In the late 1950s, when Swiss photographer Robert Frank delivered his book of photographs to his funders the Rockefeller Foundation who had paid him to do the work, the people who paid him to do the work were aghast. Instead of sharp Time-Life images that glorified President Eisenhower’s ‘Golden Fifties’, Frank’s camera had paused on entirely different things across the United States: poverty, racism, stark landscapes, sterile factory vistas, the tackily ubiquitous US flag, venal and angry and despairing people. The beauty of these images was not of the kind understood by the conservative and uncaring rich at TRF who quickly tried to bury the book.

 

When The Americans was finally published in Paris, with a brilliant foreword by Jack Kerouac, it was actually banned in the States. It was only when the first US edition came out many years later that ordinary Americans could access this brilliant visual travelogue.

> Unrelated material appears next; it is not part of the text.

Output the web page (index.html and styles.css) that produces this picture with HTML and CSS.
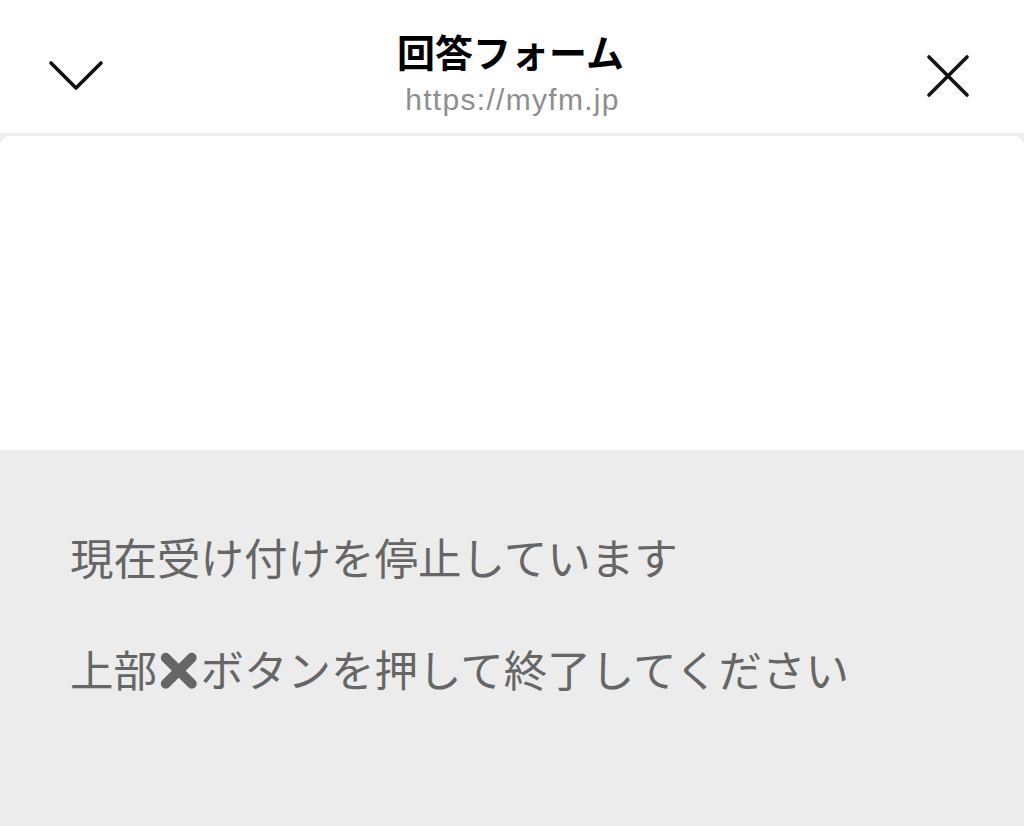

Frank had been commissioned to make a portrait of America; what he did was to make a road-movie in stills, taking his Leica and hitting the highways, driving to wherever the mood took him, stopping when something caught his fancy. Three iconic images from the book stand out for me: three crosses marking accident victims at the side of a highway, an abandoned petrol station and the image of dark tarmac snaking away with a white line at the centre, the afternoon sun shining down, very classic now, but first made by Robert Frank for this book.